Diário do Rio – O cinema Estação NET Rio e um paradoxo, por Andréa Redondo

Artigo de Andréa Albuquerque G. Redondo, publicado no Diário do Rio

 

Nos últimos dias tivemos outro episódio envolvendo a Prefeitura do Rio e o imóvel onde funciona um conhecido cinema carioca: o Estação NET Rio, localizado no número 35 da Rua Voluntários da Pátria, em Botafogo, e que acumula dívidas de quase de R$ 2 milhões em aluguéis devidos ao Grupo Severiano Ribeiro, proprietário do prédio, segundo informações na mídia.

Diante da ação de despejo do que é considerado um dos ícones da Cultura no bairro e após intensa mobilização de moradores e frequentadores, o prefeito Eduardo Paes anunciou que iria fazer o tombamento do imóvel e da atividade do local para uso exclusivo como sala de exibição (O Globo, 23/11).

Cabe aqui relembrar que atividades comerciais, ou outras, não são passíveis de tombamento, como explicado à exaustão no Blog Urbe CaRioca.
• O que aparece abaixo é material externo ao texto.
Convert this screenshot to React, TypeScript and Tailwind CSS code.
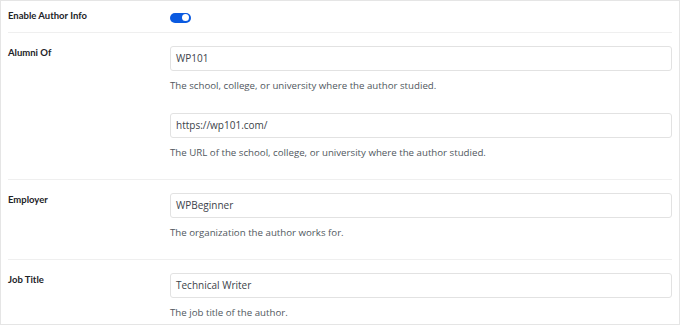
import React, { useState } from 'react';

const font = { fontFamily: '"Open Sans", "Noto Sans", sans-serif' };
const labelFont = { fontFamily: 'Lato, "Open Sans", sans-serif' };

function Field({ value, help }: { value: string; help: string }) {
  return (
    <div>
      <div className="h-[25px] border border-[#e2e2e2] rounded-[3px] bg-white flex items-center px-[5px] text-[10px] text-[#3c434a]">
        {value}
      </div>
      <p className="mt-[9px] text-[9.7px] leading-[12px] text-[#50575e]">{help}</p>
    </div>
  );
}

function Row({ label, children, last }: { label: string; children: React.ReactNode; last?: boolean }) {
  return (
    <div className={`flex pt-[13px] ${last ? 'pb-[4px]' : 'pb-[20px] border-b border-[#efefef]'}`}>
      <div className="w-[162px] shrink-0 pt-[1px] text-[9.5px] leading-[12px] font-bold text-[#1d2327]" style={labelFont}>
        {label}
      </div>
      <div className="flex-1">{children}</div>
    </div>
  );
}

export default function App() {
  const [enabled, setEnabled] = useState(true);

  return (
    <div className="w-[680px] h-[325px] bg-white" style={font}>
      <div className="h-[325px] border border-[#e5e5e5] pl-[7px] pr-[7px]">
        <div className="flex items-center h-[32px] border-b border-[#efefef]">
          <div className="w-[162px] shrink-0 text-[9.5px] font-bold text-[#1d2327]" style={labelFont}>
            Enable Author Info
          </div>
          <button
            onClick={() => setEnabled(!enabled)}
            className={`w-[21px] h-[10px] rounded-full flex items-center px-[2px] mt-[2px] ${enabled ? 'bg-[#0b5ae0] justify-end' : 'bg-gray-300 justify-start'}`}
          >
            <span className="w-[7px] h-[7px] rounded-full bg-white" />
          </button>
        </div>

        <Row label="Alumni Of">
          <Field value="WP101" help="The school, college, or university where the author studied." />
          <div className="mt-[21px]">
            <Field value="https://wp101.com/" help="The URL of the school, college, or university where the author studied." />
          </div>
        </Row>

        <Row label="Employer">
          <Field value="WPBeginner" help="The organization the author works for." />
        </Row>

        <Row label="Job Title" last>
          <Field value="Technical Writer" help="The job title of the author." />
        </Row>
      </div>
    </div>
  );
}
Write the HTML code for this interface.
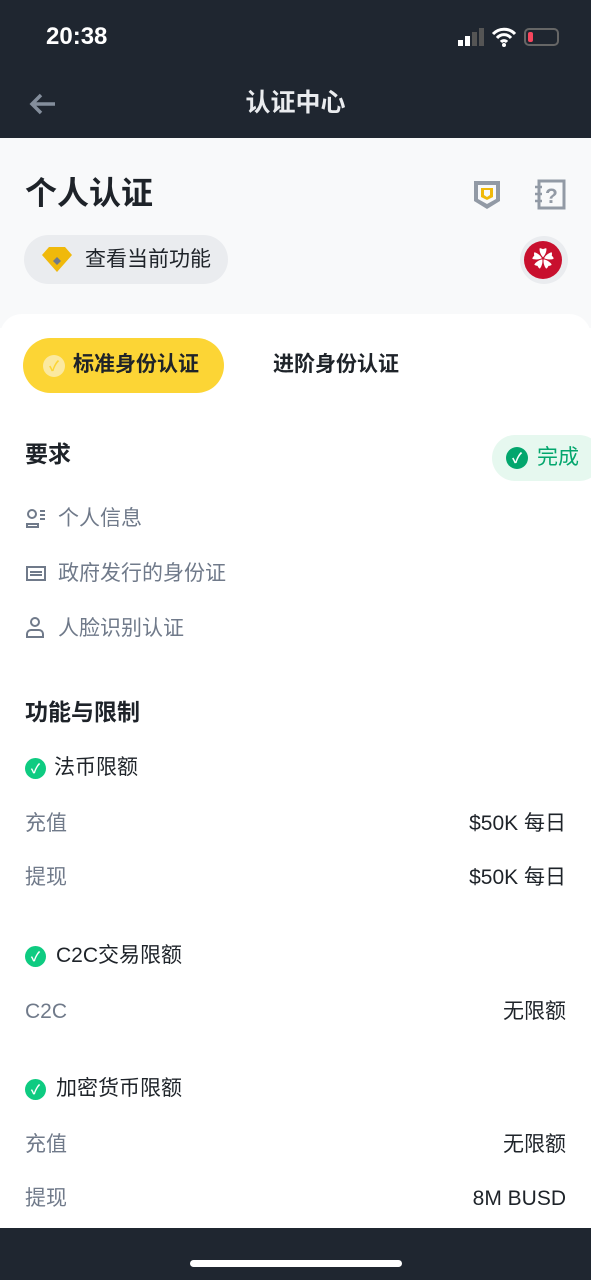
<!DOCTYPE html>
<html><head><meta charset="utf-8"><style>
*{margin:0;padding:0;box-sizing:border-box}
body{width:591px;height:1280px;overflow:hidden;background:#fff;font-family:"Liberation Sans","Noto Sans CJK SC",sans-serif;position:relative;color:#1e2329}
.a{position:absolute;line-height:30px}
.top{left:0;top:0;width:591px;height:138px;background:#1f2630}
.gray{left:0;top:138px;width:591px;height:190px;background:#f8f9fa}
.card{left:0;top:314px;width:591px;height:920px;background:#fff;border-radius:22px 22px 0 0}
.row{font-size:21px;color:#707a8a}
.r{right:25px;font-size:21px;color:#1e2329}
.h{font-size:23px;font-weight:bold;color:#1e2329}
.chk{width:21px;height:21px;border-radius:50%;background:#0ecb81;color:#fff;font-size:13px;line-height:21px;text-align:center;font-weight:bold}
</style></head><body>
<div class="a top"></div>
<div class="a" style="left:46px;top:22px;color:#fff;font-size:24px;font-weight:bold">20:38</div>
<div class="a" style="left:458px;top:40px;width:5px;height:6px;background:#fff"></div>
<div class="a" style="left:465px;top:36px;width:5px;height:10px;background:#fff"></div>
<div class="a" style="left:472px;top:32px;width:5px;height:14px;background:#555"></div>
<div class="a" style="left:479px;top:28px;width:5px;height:18px;background:#555"></div>
<svg class="a" style="left:490px;top:26px" width="28" height="22"><path d="M3 8a15 15 0 0 1 22 0M7 12a9 9 0 0 1 14 0M11 16a4 4 0 0 1 6 0" stroke="#fff" stroke-width="3" fill="none"/><circle cx="14" cy="19" r="2" fill="#fff"/></svg>
<div class="a" style="left:524px;top:28px;width:35px;height:18px;border:2px solid #666;border-radius:5px"></div>
<div class="a" style="left:528px;top:32px;width:5px;height:10px;background:#f6465d;border-radius:2px"></div>
<svg class="a" style="left:28px;top:92px" width="30" height="24"><path d="M27 12H4M13 3L4 12l9 9" stroke="#848e9c" stroke-width="3.5" fill="none"/></svg>
<div class="a" style="left:0;width:591px;top:88px;text-align:center;color:#eaecef;font-size:25px;font-weight:bold">认证中心</div>
<div class="a gray"></div>
<div class="a" style="left:25px;top:175px;font-size:32px;font-weight:bold;line-height:36px">个人认证</div>
<svg class="a" style="left:471px;top:178px" width="32" height="34"><path d="M3 3h26v20l-13 8-13-8z" fill="#929aa5"/><path d="M7 7h18v14l-9 5-9-5z" fill="#f8f9fa"/><path d="M10 10h12v9l-6 3-6-3z" fill="#f0b90b"/><path d="M13 12h6v5l-3 2-3-2z" fill="#f8f9fa"/></svg>
<svg class="a" style="left:533px;top:178px" width="34" height="34"><rect x="6" y="3" width="25" height="27" fill="none" stroke="#929aa5" stroke-width="3"/><path d="M2 9h7M2 16h7M2 23h7" stroke="#929aa5" stroke-width="2.5"/><text x="12" y="25" font-size="21" font-weight="bold" fill="#929aa5" font-family="Liberation Sans">?</text></svg>
<div class="a" style="left:24px;top:235px;width:204px;height:49px;border-radius:25px;background:#eaecef"></div>
<svg class="a" style="left:38px;top:244px" width="38" height="32"><path d="M4 11l7-8h16l7 8-15 17z" fill="#f0b90b"/><path d="M19 13l4 4-4 4-4-4z" fill="#707a8a"/></svg>
<div class="a" style="left:85px;top:245px;font-size:21px;color:#1e2329">查看当前功能</div>
<div class="a" style="left:520px;top:236px;width:48px;height:48px;border-radius:50%;background:#eaecef"></div>
<div class="a" style="left:524px;top:241px;width:38px;height:38px;border-radius:50%;background:#c8102e;color:#fff;text-align:center;font-size:22px;line-height:38px">✿</div>
<div class="a card"></div>
<div class="a" style="left:23px;top:338px;width:201px;height:55px;border-radius:28px;background:#fcd535"></div>
<div class="a" style="left:43px;top:355px;width:22px;height:22px;border-radius:50%;background:#fbe9a0;color:#fcd535;font-size:14px;line-height:22px;text-align:center;font-weight:bold">✓</div>
<div class="a" style="left:73px;top:350px;font-size:21px;font-weight:bold">标准身份认证</div>
<div class="a" style="left:273px;top:350px;font-size:21px;font-weight:bold">进阶身份认证</div>
<div class="a h" style="left:25px;top:439px">要求</div>
<div class="a" style="left:492px;top:435px;width:110px;height:46px;border-radius:23px;background:#e6f8ef"></div>
<div class="a" style="left:506px;top:447px;width:22px;height:22px;border-radius:50%;background:#03a66d;color:#fff;font-size:14px;line-height:22px;text-align:center;font-weight:bold">✓</div>
<div class="a" style="left:537px;top:443px;font-size:21px;color:#03a66d">完成</div>
<svg class="a" style="left:25px;top:508px" width="22" height="22"><circle cx="7" cy="6" r="4" fill="none" stroke="#707a8a" stroke-width="2"/><path d="M2 19v-3h11v3z" fill="none" stroke="#707a8a" stroke-width="2"/><path d="M15 3h5M15 7h5M15 11h5" stroke="#707a8a" stroke-width="2"/></svg>
<div class="a row" style="left:58px;top:504px">个人信息</div>
<div class="a" style="left:26px;top:566px;width:20px;height:15px;border:2px solid #707a8a"></div>
<div class="a" style="left:30px;top:571px;width:12px;height:5px;border-top:2px solid #707a8a;border-bottom:2px solid #707a8a"></div>
<div class="a row" style="left:58px;top:559px">政府发行的身份证</div>
<div class="a" style="left:30px;top:617px;width:10px;height:10px;border:2px solid #707a8a;border-radius:50%"></div>
<div class="a" style="left:26px;top:629px;width:18px;height:9px;border:2px solid #707a8a;border-radius:5px 5px 0 0"></div>
<div class="a row" style="left:58px;top:614px">人脸识别认证</div>
<div class="a h" style="left:25px;top:697px">功能与限制</div>
<div class="a chk" style="left:25px;top:758px">✓</div>
<div class="a" style="left:54px;top:753px;font-size:21px">法币限额</div>
<div class="a row" style="left:25px;top:809px">充值</div><div class="a r" style="top:809px">$50K 每日</div>
<div class="a row" style="left:25px;top:863px">提现</div><div class="a r" style="top:863px">$50K 每日</div>
<div class="a chk" style="left:25px;top:946px">✓</div>
<div class="a" style="left:56px;top:941px;font-size:21px">C2C交易限额</div>
<div class="a row" style="left:25px;top:997px">C2C</div><div class="a r" style="top:997px">无限额</div>
<div class="a chk" style="left:25px;top:1079px">✓</div>
<div class="a" style="left:56px;top:1074px;font-size:21px">加密货币限额</div>
<div class="a row" style="left:25px;top:1130px">充值</div><div class="a r" style="top:1130px">无限额</div>
<div class="a row" style="left:25px;top:1184px">提现</div><div class="a r" style="top:1184px">8M BUSD</div>
<div class="a" style="left:0;top:1228px;width:591px;height:52px;background:#1f2630"></div>
<div class="a" style="left:190px;top:1260px;width:212px;height:7px;border-radius:4px;background:#fff"></div>
</body></html>
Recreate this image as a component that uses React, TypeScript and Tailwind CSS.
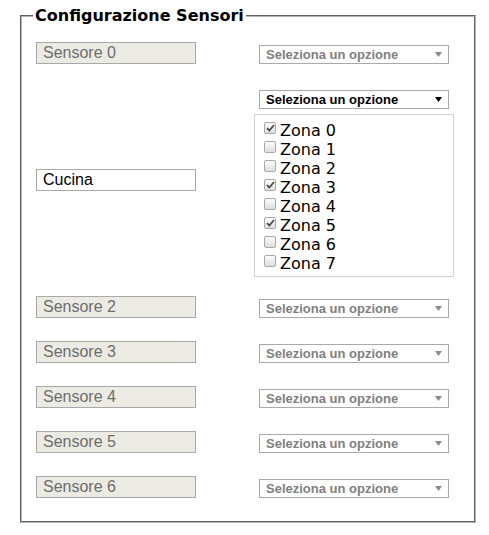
import React from "react";

const ZONES = [
  { name: "Zona 0", checked: true },
  { name: "Zona 1", checked: false },
  { name: "Zona 2", checked: false },
  { name: "Zona 3", checked: true },
  { name: "Zona 4", checked: false },
  { name: "Zona 5", checked: true },
  { name: "Zona 6", checked: false },
  { name: "Zona 7", checked: false },
];

const SENSORS_AFTER = ["Sensore 2", "Sensore 3", "Sensore 4", "Sensore 5", "Sensore 6"];

function SensorInput({ value, disabled = true }: { value: string; disabled?: boolean }) {
  return (
    <div
      className={
        "w-[160px] h-[22px] border flex items-center pl-[6px] text-[16px] leading-[18px] font-['Liberation_Sans',Arial,sans-serif] " +
        (disabled ? "bg-[#ebebe4] border-[#a9a9a9] text-[#6d6d6d]" : "bg-white border-[#a9a9a9] text-black")
      }
    >
      {value}
    </div>
  );
}

function FakeSelect({ disabled = true }: { disabled?: boolean }) {
  return (
    <div
      className={
        "mx-[5px] w-[190px] h-[19px] border border-[#a9a9a9] bg-white flex items-center justify-between pl-[6px] pr-[5px] text-[13px] leading-[15px] font-bold font-['Liberation_Sans',Arial,sans-serif] " +
        (disabled ? "text-[#808080]" : "text-black")
      }
    >
      <span>Seleziona un opzione</span>
      <svg width="7" height="5" viewBox="0 0 7 5" className="mr-[1px]">
        <path d="M0 0H7L3.5 5Z" fill={disabled ? "#8a8a8a" : "#000"} />
      </svg>
    </div>
  );
}

function Check({ checked }: { checked: boolean }) {
  return (
    <span className="mt-[1px] w-[12px] h-[12px] shrink-0 rounded-[2px] border border-[#a8a8a8] bg-gradient-to-b from-[#fbfbfb] to-[#dedede] flex items-center justify-center">
      {checked && (
        <svg width="9" height="8" viewBox="0 0 9 8">
          <path d="M1 4.2L3.4 6.5L8 1" stroke="#4a4a4a" strokeWidth="1.8" fill="none" />
        </svg>
      )}
    </span>
  );
}

export default function App() {
  return (
    <div className="w-[489px] h-[535px] bg-white pt-[6px]">
      <fieldset className="ml-[20px] w-[456px] border-2 [border-style:groove] border-[#b4b4b4] pl-[11px] pb-[23px]">
        <legend className="px-[2px] text-[16px] leading-[19px] font-bold text-black font-['DejaVu_Sans',Verdana,sans-serif]">
          Configurazione Sensori
        </legend>

        <div className="ml-[3px] flex flex-col">
          {/* riga sensore 0 */}
          <div className="mt-[17px] flex items-end">
            <SensorInput value="Sensore 0" />
            <div className="ml-[58px] w-[200px]">
              <FakeSelect />
            </div>
          </div>

          {/* riga sensore 1 con zone */}
          <div className="mt-[26px] flex items-start">
            <div className="mt-[79px]">
              <SensorInput value="Cucina" disabled={false} />
            </div>
            <div className="ml-[58px] w-[200px] flex flex-col">
              <FakeSelect disabled={false} />
              <div className="mt-[5px] h-[163px] border border-[#d3d3d3] pt-[6px] pl-[9px] font-['DejaVu_Sans',Verdana,sans-serif] text-[16px] leading-[19px] text-black">
                {ZONES.map((z) => (
                  <div key={z.name} className="flex items-start gap-[4px] h-[19px]">
                    <Check checked={z.checked} />
                    <span>{z.name}</span>
                  </div>
                ))}
              </div>
            </div>
          </div>

          {SENSORS_AFTER.map((s, i) => (
            <div key={s} className={"flex items-end " + (i === 0 ? "mt-[19px]" : "mt-[23px]")}>
              <SensorInput value={s} />
              <div className="ml-[58px] w-[200px]">
                <FakeSelect />
              </div>
            </div>
          ))}
        </div>
      </fieldset>
    </div>
  );
}
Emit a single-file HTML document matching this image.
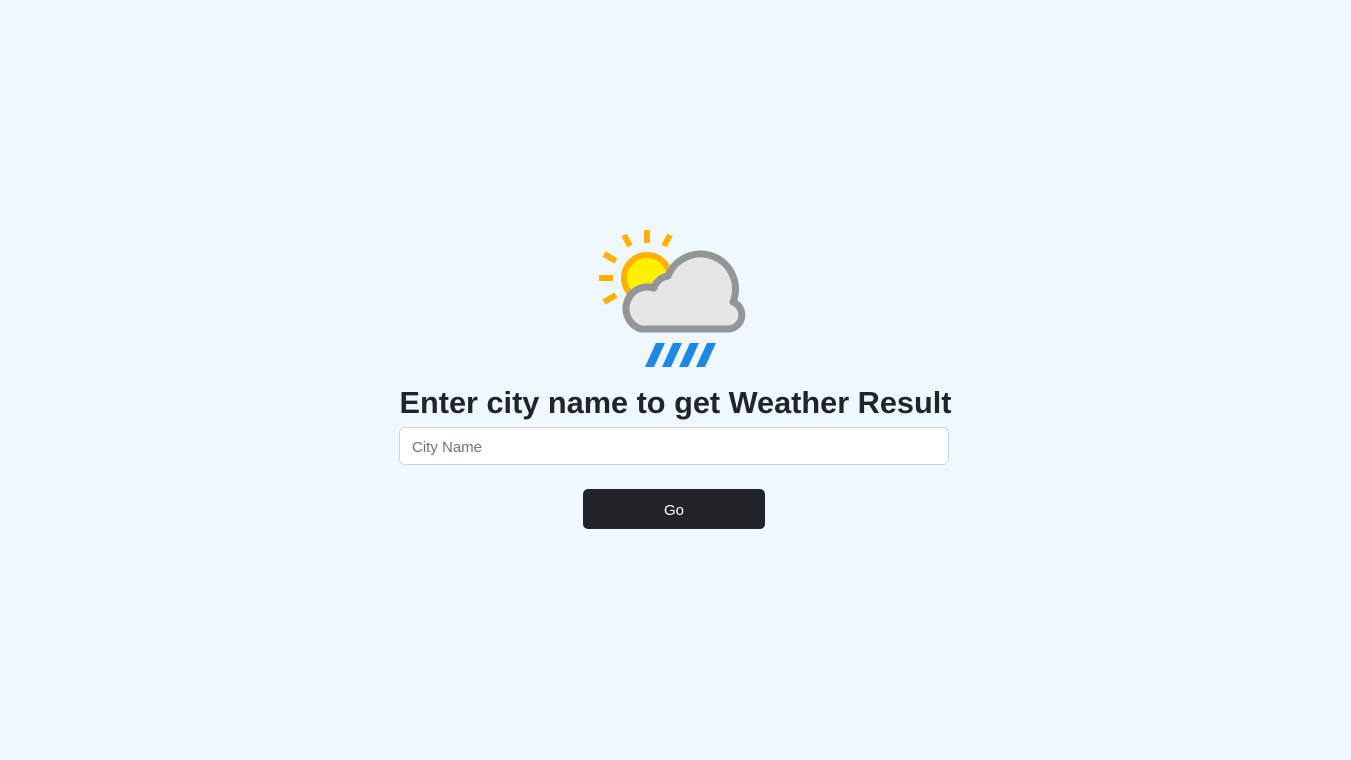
<!DOCTYPE html>
<html><head><meta charset="utf-8"><style>
html,body{margin:0;padding:0;width:1351px;height:760px;background:#eff7ff;font-family:"Liberation Sans",sans-serif;overflow:hidden}
svg{position:absolute;left:0;top:0}
h1{position:absolute;left:0;width:1351px;top:383px;margin:0;text-align:center;font-size:30.7px;font-weight:600;color:#212529;line-height:40px;letter-spacing:0px}
.inp{position:absolute;left:399px;top:427px;width:548px;height:36px;background:#fff;border:1px solid #ced4da;border-radius:6px;box-sizing:content-box}
.inp span{position:absolute;left:12px;top:11px;font-size:15px;color:#6c757d}
.btn{position:absolute;left:583px;top:489px;width:182px;height:40px;background:#212529;border-radius:5px;color:#fff;font-size:15px;text-align:center;line-height:43px}
</style></head><body>
<svg width="1351" height="760">
 <g stroke="#ffb000" stroke-width="6">
  <line x1="647" y1="230" x2="647" y2="243"/>
  <line x1="624" y1="235" x2="630" y2="246"/>
  <line x1="670" y1="235" x2="664" y2="246"/>
  <line x1="604" y1="254" x2="616" y2="261"/>
  <line x1="599" y1="278" x2="613" y2="278"/>
  <line x1="604" y1="302" x2="616" y2="295"/>
 </g>
 <circle cx="647" cy="278" r="23" fill="#fff200" stroke="#ffb000" stroke-width="6"/>
 <path d="M641 329 L728 329 A14 14 0 0 0 733 302 A30 30 0 0 0 668 276 A17 17 0 0 0 654 288 A20 20 0 0 0 641 329 Z" fill="#e6e6e6" stroke="#949598" stroke-width="7" stroke-linejoin="round"/>
 <g fill="#1e88e5">
  <polygon points="656,343 665,343 654,367 645,367"/>
  <polygon points="673,343 682,343 671,367 662,367"/>
  <polygon points="690,343 699,343 688,367 679,367"/>
  <polygon points="707,343 716,343 705,367 696,367"/>
 </g>
</svg>
<h1>Enter city name to get Weather Result</h1>
<div class="inp"><span>City Name</span></div>
<div class="btn">Go</div>
</body></html>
Seria mau uso do instrumento que pode, sim, preservar o imóvel e contribuir para a instalação de atividades compatíveis. Obrigá-las, jamais. Salvo a própria Prefeitura assumir a responsabilidade pela sua permanência e manutenção, hipótese improvável. Por isso, como ocorreu com o Cinema Roxy, o Decreto Rio nº 49814 de 23/11/2021 (DOM 24/11) não menciona a palavra tombamento, mas “Inscreve os estabelecimentos do “Cinemas de Rua do Grupo Estação” no Cadastro dos Negócios Tradicionais e Notáveis criado pelo Decreto nº 39.705, de 30 de dezembro de 2014”. Um curiosíssimo “considerando” merece reprodução:

CONSIDERANDO a relevância terapêutica e de cura psíquica através do regozijo individual e comunal da fruição da projeção de imagens em movimento, associadas ao som, à música e à narração de histórias, ficcionais ou não ficcionais, como pesquisas científicas vêm demonstrando recentemente;

O caso contém um caráter contraditório e paradoxal, pois, no fim de 2015, também à frente da gestão municipal, Eduardo Paes, na contramão do que agora apregoa, simplesmente “destombou” o Cinema Leblon, construção protegida pela primeira Área de Proteção do Patrimônio Cultural da Zona Sul do Rio de Janeiro, a APAC – Leblon, ignorando frontalmente os apelos de inúmeros grupos defensores da preservação de imóvel referência no bairro, e da memória urbana. O interesse do mercado imobiliário prevaleceu e encontrou respaldo na administração municipal que descartou pareceres técnicos contrários à construção de um edifício de grande porte no local, corroborados pelo Conselho Municipal de Proteção do Patrimônio Cultural da Cidade, contrário ao “destombamento”.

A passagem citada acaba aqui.